From the 1970s through the 1980s, Aetna Casualty & Surety Company was an outspoken leader in efforts to push for tort restrictions and to create juror scorn for trial lawyers and lawsuits. In the 50s, 60s and 70s, Aetna was among several insurance companies that had launched direct advertising assaults on the civil jury system. Yet Aetna has not hesitated to use the civil jury system when it suits itself, in particular to recoup its own insurance payouts. For example, in 1998, Aetna sued to recover money it had paid to its customer, Merchants Company, for thefts it claimed were caused by lax security by another company, Pendleton Detectives. Aetna opted for a jury, which awarded Aetna $174,000.

The world is full of hypocrites. These people are two-faced, being one person outwardly and publicly, but another person altogether inwardly and privately.
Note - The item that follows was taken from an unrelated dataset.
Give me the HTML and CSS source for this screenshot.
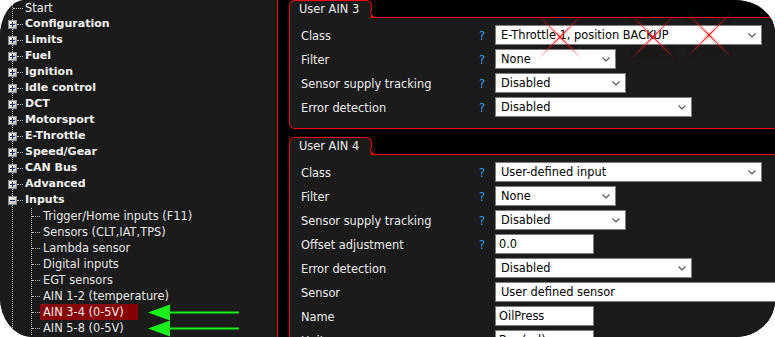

They want to suck and blow at the same time. Many of those who attend church every Sunday are the same people who rip off the public by inflating prices for their goods, or offering less in their services than they are paid for. They are the people who are impaired when they drive and yet they publicly denounce drunk driving. They are the men who sweet talk their girlfriends in public but abuse them when they are alone. The list is endless.

I suppose there is a little hypocrisy in all of us but if we intend to lead a very public life, then we can expect little or no sympathy from the rest of the world when our hypocrisy becomes part of the news of the day.